Fair enough, not just a simple perk of the job, but undoubtedly a necessity.

Except in its latest edition, the weekly car magazine Auto Plus, has a few harsh words for the reported decision of the newly-appointed interior minister, to order two new cars unnecessarily.

According to the magazine, Hortefeux, ordered two brand spanking new, top-of-the-range, luxury (enough superlatives?) Citroën C6 cars.
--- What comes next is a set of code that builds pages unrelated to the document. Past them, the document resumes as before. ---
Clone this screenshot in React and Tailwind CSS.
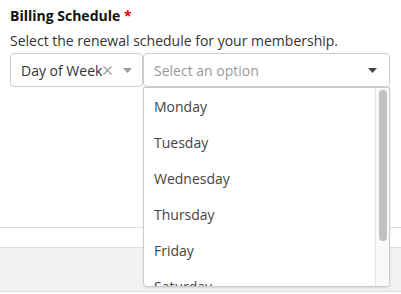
import React from 'react';

const days = ['Monday', 'Tuesday', 'Wednesday', 'Thursday', 'Friday', 'Saturday', 'Sunday'];

const Caret = ({ className }) => (
  <svg width="9" height="5" viewBox="0 0 9 5" className={className}>
    <path d="M0 0 L9 0 L4.5 5 Z" fill="currentColor" />
  </svg>
);

const App = () => {
  return (
    <div className="w-[401px] h-[294px] bg-white relative overflow-hidden font-['Open_Sans',sans-serif] text-[14px] text-[#333]">
      {/* form area */}
      <div className="h-[228px] border-b border-[#ddd] px-[10px] pt-[6px]">
        <div className="font-bold leading-5 text-[#111]">
          Billing Schedule <span className="text-[#e00]">*</span>
        </div>
        <div className="mt-[5px] leading-5 text-[#333]">Select the renewal schedule for your membership.</div>

        <div className="relative mt-[2px] flex">
          <div className="flex items-center w-[133px] h-[34px] border border-[#ccc] rounded-[4px] pl-[10px] pr-[10px]">
            <span className="text-[#333]">Day of Week</span>
            <svg width="9" height="9" viewBox="0 0 9 9" className="ml-[1px] text-[#999]">
              <path d="M0.5 0.5 L8.5 8.5 M8.5 0.5 L0.5 8.5" stroke="currentColor" strokeWidth="1.2" />
            </svg>
            <Caret className="ml-auto text-[#999]" />
          </div>
          <div className="flex items-center w-[247px] h-[34px] border border-[#ccc] rounded-[4px] pl-[10px] pr-[12px]">
            <span className="text-[#999]">Select an option</span>
            <Caret className="ml-auto text-[#444]" />
          </div>

          {/* open dropdown */}
          <div className="absolute left-[133px] top-[34px] w-[247px] h-[200px] bg-white border border-[#ccc] rounded-b-[4px] shadow-[0_1px_2px_rgba(0,0,0,0.12)] flex overflow-hidden z-10">
            <div className="flex-1 overflow-hidden">
              {days.map((d) => (
                <div key={d} className="h-[36px] flex items-center pl-[10px] text-[#444]">
                  {d}
                </div>
              ))}
            </div>
            <div className="w-[14px] bg-[#f9f9f9] border-l border-[#e6e6e6] pt-[2px] flex justify-center">
              <div className="w-[8px] h-[151px] rounded-full bg-[#c1c1c1]" />
            </div>
          </div>
        </div>
      </div>
      <div className="h-[20px] border-b border-[#ddd] bg-white" />
      <div className="h-[44px] border-b border-[#ddd] bg-[#f2f2f2]" />
    </div>
  );
};

export default App;
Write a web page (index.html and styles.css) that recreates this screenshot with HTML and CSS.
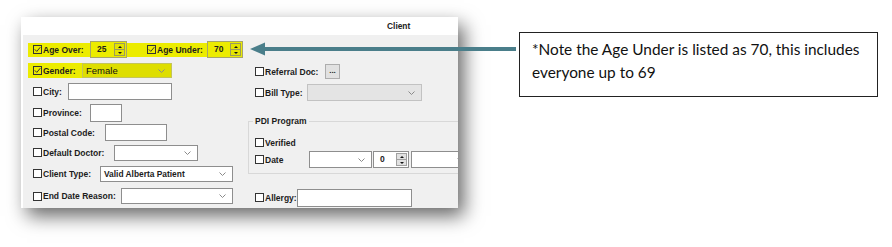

Yes "luxury" exists within the French car industry too.

The cost - a cool €100,000.

As is often the case in stories such as these, the version from the ministry tells a different tale with a spokesman, Gérard Gachet, issuing a formal denial saying that Hortefeux hadn't ordered any new vehicle.

Hortefeux hasn't ordered new cars, "He's using the one that was already at the disposal of Michèle Alliot-Marie," he told the Le Parisien.

"The other car is a Citroën C6, ordered before he took over office and part of the regular renewal of vehicles," he continued.

"It'll be delivered at the end of this year and will replace a car that has been in service since 2007."

So a pretty open-and shut case with the denial suggesting that Auto Plus had got its story wrong.

No so, insists the author of the report, the deputy editor-in-chief, Pierre-Olivier Savreux

He's sticking by wrote saying that he has a source from the car manufacturer itself that the order for two (rather than one) cars was placed after Hortefeux took over at the interior ministry.

And Savreux even challenges the ministry to prove otherwise.

"If the ministry actually wants to send us a copy of the order (showing its version as to when it was placed) then I'll be prepared to make a correction in the next issue," he told the website Rue89.

So Auto Plus stands by its story while Hortefeux's ministry maintains its position.

Perhaps when the court of financial auditors makes public the accounts of the various departments for the year ending 2009, just as it did last week for the Elysée palace during 2008, we'll know which version is true.

But by then of course it'll be too late.